D’abord, la désintégration de Boko Haram et la dispersion de ses combattants en raison de la capacité de l’Etat islamique à contrôler la plupart des bastions du mouvement dans le nord-est du Nigeria, et à infiltrer le mouvement pour espionner son chef et se débarrasser de lui. De nombreux membres de Boko Haram ont rejoint l’organisation en secret avant le meurtre de Shekau ou publiquement après sa mort. A cela s’ajoute la possibilité d’une scission dans le mouvement qui pourrait conduire à l’émergence de nouvelles organisations terroristes dans la région.

Le deuxième scénario pourrait voir Boko Haram entrer dans une phase temporaire de latence tactique dans le but de réorganiser ses rangs et de retrouver ses forces avant de revenir à la charge. Ici, le mouvement Boko Haram pourrait chercher à établir de nouvelles alliances pour réorganiser ses affaires, avec la possibilité de se déplacer vers de nouveaux avant-postes dans certains pays voisins ou de s’infiltrer parmi les civils au Nigeria pour abriter ses éléments au cours de la période à venir, afin qu’il puissent revenir pour mieux affronter l’EI.

Ce scénario renforce certaines des étapes historiques traversées par Boko Haram en état de faiblesse, notamment après l’assassinat de son chef fondateur Muhammad Yusuf en 2009, avant que le groupe ne soit classé parmi les organisations terroristes les plus dangereuses du monde.

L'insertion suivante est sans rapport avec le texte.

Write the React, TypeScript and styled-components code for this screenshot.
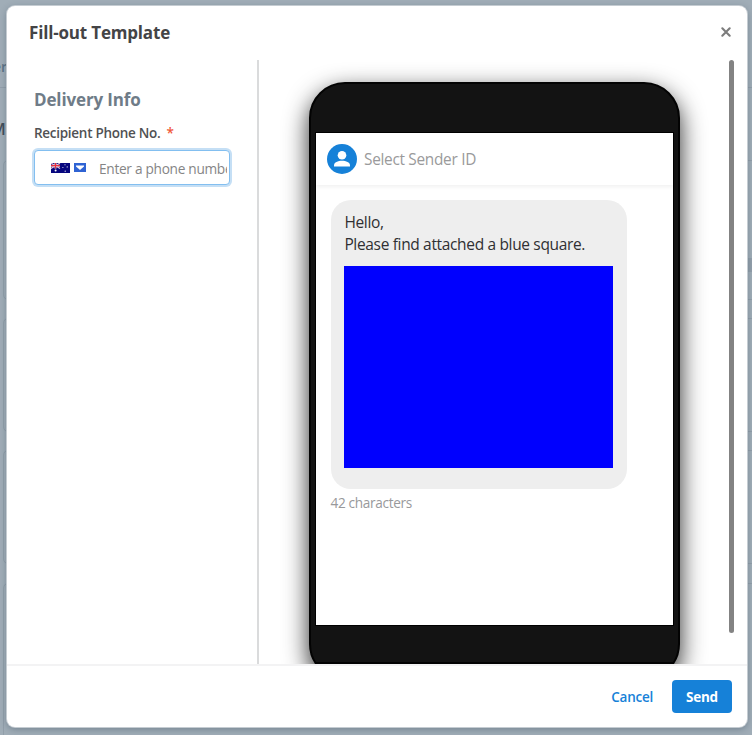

L’avenir de l’Afrique de l’Ouest :

Le meurtre d’Abou Bakr Shekau jette une ombre sur la scène régionale et opérationnelle en Afrique de l’Ouest. Les spéculations sur l’avenir de l’Etat islamique vont bon train, notamment concernant la création d’un Califat en Afrique de l’Ouest après s’être débarrassé de l’obstacle que représentait Abou Bakr Shekau.

Le scénario le plus probable concernant l’avenir de l’Etat islamique en Afrique de l’Ouest est la poursuite de son expansion dans la région. Cette supposition est renforcée par l’augmentation des capacités de l’organisation avec l’intégration des anciens combattants de Boko Haram, et la saisie des armes et des fonds qui appartenaient au mouvement.